Kangaroos have their own way of expressing themselves to humans, according to a new study from University of Sydney. The research contradicts the idea that only domesticated animals like dogs and horses intentionally communicate with people.

“Kangaroos are iconic Australian endemic fauna, adored by many worldwide but also considered as a pest,” said study co-author Dr. Alexandra Green. “We hope that this research draws attention to the cognitive abilities of kangaroos and helps foster more positive attitudes towards them.”

The study was focused on wild kangaroos in three locations across Australia. The researchers discovered that when kangaroos were trying to access food in a closed box, they gazed at a human.  

The kangaroos consistently used a steady gaze to communicate with a person instead of attempting to open the box themselves.

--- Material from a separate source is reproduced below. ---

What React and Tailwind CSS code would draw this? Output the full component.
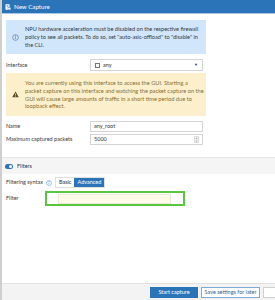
import React from 'react';

const font = { fontFamily: 'Lato, "Noto Sans", sans-serif' };

const InfoIcon = ({ className }) => (
  <svg viewBox="0 0 16 16" className={className} fill="none" stroke="currentColor" strokeWidth="1.4">
    <circle cx="8" cy="8" r="6.5" />
    <line x1="8" y1="7" x2="8" y2="11.5" />
    <circle cx="8" cy="4.8" r="0.6" fill="currentColor" />
  </svg>
);

const WarnIcon = () => (
  <svg viewBox="0 0 16 16" className="w-[7px] h-[7px]">
    <path d="M8 1 L15.5 14.5 H0.5 Z" fill="#5c4a1e" />
    <rect x="7.2" y="5.5" width="1.6" height="5" fill="#fcf0cc" />
    <rect x="7.2" y="11.5" width="1.6" height="1.6" fill="#fcf0cc" />
  </svg>
);

const FormRow = ({ label, children, className = '' }) => (
  <div className={`flex items-center w-[197px] ${className}`}>
    <div className="w-[84px] shrink-0 text-[5.5px] text-[#3a3a3a]">{label}</div>
    {children}
  </div>
);

export default function App() {
  return (
    <div style={font} className="w-[275px] h-[300px] flex flex-col bg-white border-l-2 border-[#cfcfcf] overflow-hidden">
      {/* Header */}
      <div className="h-[13px] bg-[#2c74b8] flex items-center pl-[3px] gap-[3px] shrink-0">
        <svg viewBox="0 0 12 12" className="w-[6px] h-[6px] shrink-0">
          <rect x="1" y="0.5" width="8" height="11" fill="#fff" />
          <rect x="3" y="3" width="4" height="1" fill="#2c74b8" />
          <rect x="3" y="5" width="4" height="1" fill="#2c74b8" />
          <rect x="6" y="7" width="5.5" height="4.5" fill="#fff" stroke="#2c74b8" strokeWidth="0.8" />
        </svg>
        <span className="text-white text-[6.2px]">New Capture</span>
      </div>
      <div className="h-[1px] bg-[#a9c8e6] shrink-0" />

      <div className="pl-[4px] shrink-0">
        {/* NPU info */}
        <div className="mt-[6px] w-[200px] h-[34px] bg-[#d1e6fa] flex items-center">
          <div className="w-[19px] shrink-0 flex justify-center text-[#4a6f94]">
            <InfoIcon className="w-[7px] h-[7px]" />
          </div>
          <p className="text-[5.6px] leading-[8px] text-[#2f3a45] pr-[4px]">
            NPU hardware acceleration must be disabled on the respective firewall policy to see all packets. To do so, set "auto-asic-offload" to "disable" in the CLI.
          </p>
        </div>

        <FormRow label="Interface" className="mt-[5px]">
          <div className="h-[12px] w-[113px] border border-[#d4d4d4] bg-white flex items-center px-[4px]">
            <span className="shrink-0 w-[5px] h-[5px] border border-[#777] mr-[3px]" />
            <span className="text-[5.5px] text-[#333] flex-1">any</span>
            <span className="text-[4px] text-[#333]">▼</span>
          </div>
        </FormRow>

        {/* Warning */}
        <div className="mt-[2px] w-[200px] h-[43px] bg-[#fcf0cc] flex items-center">
          <div className="w-[19px] shrink-0 flex justify-center">
            <WarnIcon />
          </div>
          <p className="text-[5.7px] leading-[7.7px] text-[#8a6d2b] whitespace-nowrap">
            You are currently using this interface to access the GUI. Starting a<br />
            packet capture on this interface and watching the packet capture on the<br />
            GUI will cause large amounts of traffic in a short time period due to<br />
            loopback effect.
          </p>
        </div>

        <FormRow label="Name" className="mt-[5px]">
          <div className="h-[11px] w-[113px] border border-[#d4d4d4] bg-white flex items-center px-[3px] text-[5.5px] text-[#333]">
            any_root
          </div>
        </FormRow>
        <FormRow label="Maximum captured packets" className="mt-[2px]">
          <div className="h-[11px] w-[113px] border border-[#d4d4d4] bg-white flex items-center px-[3px] text-[5.5px] text-[#333]">
            <span className="flex-1">5000</span>
            <span className="flex flex-col items-center justify-center w-[5px] h-[7px] border border-[#ddd] bg-[#f4f4f4] text-[2.5px] leading-[3px] text-[#888]">
              <span>▲</span>
              <span>▼</span>
            </span>
          </div>
        </FormRow>
      </div>

      {/* Filters band */}
      <div className="mt-[12px] h-[17px] bg-[#f5f5f5] border-t border-[#e6e6e6] flex items-center pl-[3px] gap-[4px] shrink-0">
        <span className="w-[8px] h-[5px] rounded-full bg-[#2c74b8] flex items-center justify-end pr-[1px]">
          <span className="w-[3px] h-[3px] rounded-full bg-white" />
        </span>
        <span className="text-[5.5px] text-[#333]">Filters</span>
      </div>

      <div className="pl-[4px] shrink-0">
        <div className="mt-[3px] h-[11px] flex items-center">
          <span className="text-[5.5px] text-[#3a3a3a]">Filtering syntax</span>
          <InfoIcon className="w-[6px] h-[6px] ml-[3px] text-[#4a90d0]" />
          <div className="ml-[3px] flex h-[11px] border border-[#e0e0e0]">
            <span className="px-[3px] flex items-center text-[5.5px] text-[#333] bg-white">Basic</span>
            <span className="px-[3px] flex items-center text-[5.5px] text-white bg-[#2c74b8]">Advanced</span>
          </div>
        </div>
        <div className="mt-[3px] h-[15px] flex items-center">
          <span className="w-[39px] shrink-0 text-[5.5px] text-[#3a3a3a]">Filter</span>
          <div className="w-[140px] h-[15px] border-2 border-[#5cc43e] flex items-center pl-[11px]">
            <div className="w-[113px] h-[10px] bg-[#fffdea] border border-[#ebebd8]" />
          </div>
        </div>
      </div>

      <div className="flex-1" />

      {/* Footer */}
      <div className="h-[17px] bg-[#f3f3f3] border-t border-[#e2e2e2] flex items-center pl-[148px] gap-[3px] shrink-0">
        <button className="shrink-0 w-[48px] h-[11px] bg-[#2c74b8] text-white text-[5.5px] flex items-center justify-center">
          Start capture
        </button>
        <button className="shrink-0 w-[59px] h-[11px] bg-white border border-[#7fa9d6] text-[#2c5f95] text-[5.5px] flex items-center justify-center">
          Save settings for later
        </button>
        <button className="shrink-0 w-[40px] h-[11px] bg-white border border-[#cfcfcf]" />
      </div>
    </div>
  );
}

This type of behavior is usually associated with domesticated animals.

During the experiments, 10 out of 11 kangaroos actively looked at the person who had placed the food in the closed box, while 9 out of 11 kangaroos also alternated their gaze between the box and the human, which is a heightened form of communication.

The research builds on earlier studies that investigated whether intentional communication is a result of domestication in animals such as dogs and goats. 

Study lead author Dr Alan McElligott, a professor of Animal Behavior and Welfare at City University of Hong Kong, previously reported that goats can understand human cues to gather information about their environment. The latest findings indicate that, like goats, kangaroos adapt their social behaviors to interact with humans.

“Through this study, we were able to see that communication between animals can be learned and that the behavior of gazing at humans to access food is not related to domestication,” said Dr. McElligott. “Indeed, kangaroos – showed a very similar pattern of behavior we have seen in dogs, horses and even goats when put to the same test.

“Our research shows that the potential for referential intentional communication towards humans by animals has been underestimated, which signals an exciting development in this area. Kangaroos are the first marsupials to be studied in this manner and the positive results should lead to more cognitive research beyond the usual domestic species.”

The study is published in the journal Biology Letters.